Introduction to Analytic and Probabilistic Number Theory

Gérald Tenenbaum
Publisher: 
Cambridge University Press
Publication Date: 
2008
Number of Pages: 
448
Format: 
Hardcover
Series: 
Cambridge Studies in Advanced Mathematics 46
Price: 
168.00
ISBN: 
9780521412612
Category: 
Monograph
BLL Rating: 

The Basic Library List Committee suggests that undergraduate mathematics libraries consider this book for acquisition.

[Reviewed by
Mehdi Hassani
, on
11/9/2008
]

Number theory includes some main tools and methods, and then it is all about trying to solve various problems by those methods. Some books focus on the results, and end up repeating a method of proof on a number of similar theorems. The book under review focuses instead on main tools and general methods, and then provides exercises and applications to fix the details in the mind.

Tenenbaum's book is about analytic and probabilistic number theory. It is written seriously and starts off quickly, studying elementary but important matters in the first part. In the second part we find useful complex-analytic methods; as a natural example, the author studies the distribution of primes. The focus on methods makes this second part more useful than the discussion of the distribution of primes in other books.

The third and final part is an introduction to probabilistic methods, mainly studying arithmetic functions. I am not aware of any other book at this level that covers this material. This is one of the things that make this book valuable and important.

The structure of chapters is this: the expert author first describes the methods and then applies it to some important and frequently occurring problems. Then he gives more examples in many well-chosen exercises, mainly selected from some important papers. Each chapter contains some notes related to the topic of chapter; these notes both are historical and topical, and help the interested reader to follow the topics in the references.

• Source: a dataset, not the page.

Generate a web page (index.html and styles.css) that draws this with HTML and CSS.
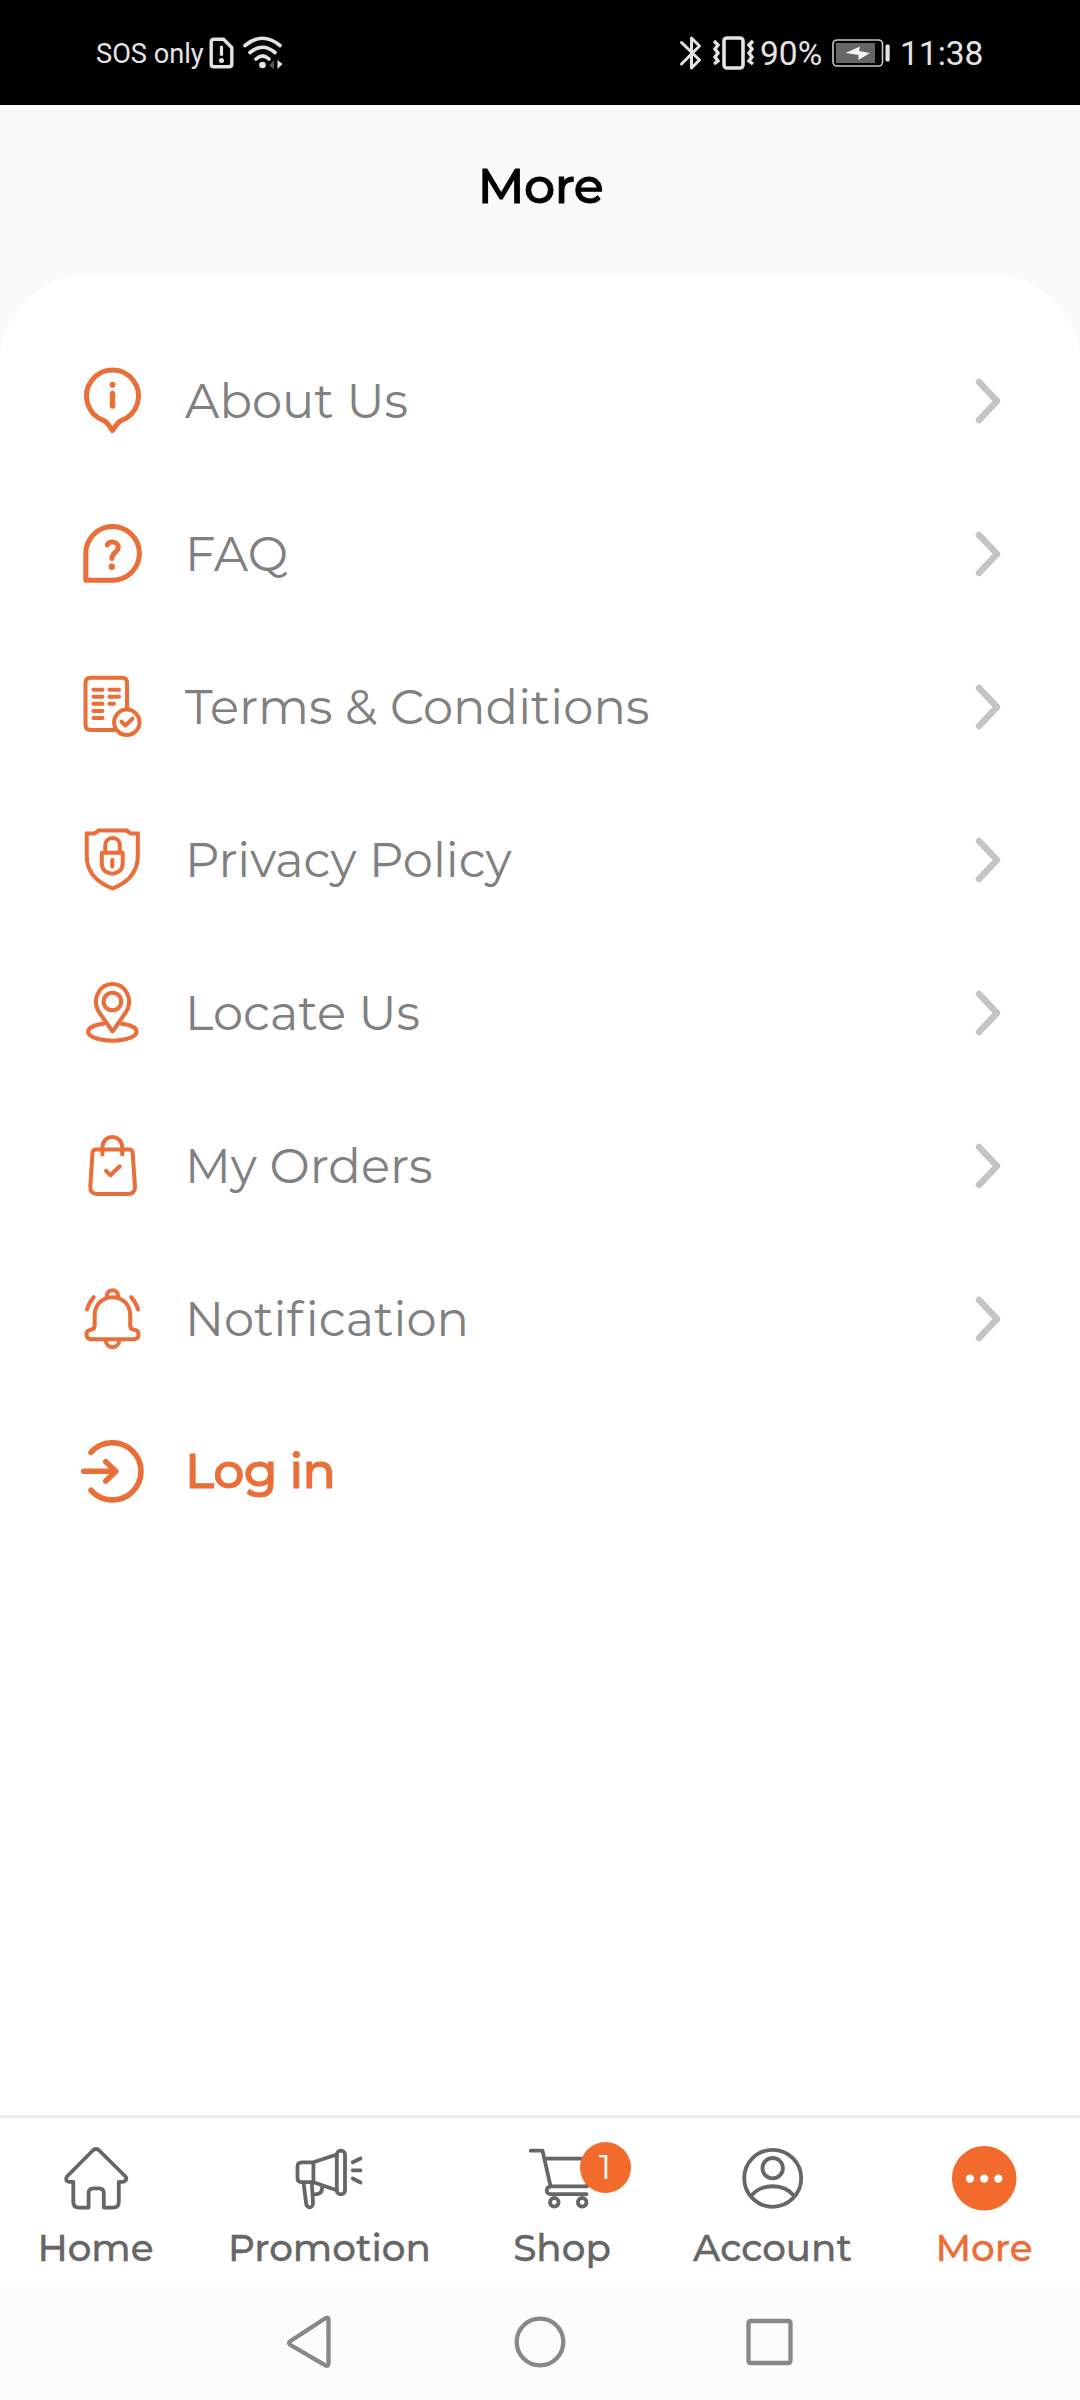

The book is very useful for undergraduate and graduate students. It contains clear and well written text, and enough exercises. It is also useful for researchers, because it covers some fundamental methods, and of course for the useful notes. So I can recommend this book for students, researchers and professors, for studying and teaching.

This book originally is written in French; the copy under review is an English translation by C. B. Thomas. The French version has a supplementary volume giving the full solution of all exercises, prepared by the author with collaboration of Jie Wu; this does not seem to have been translated.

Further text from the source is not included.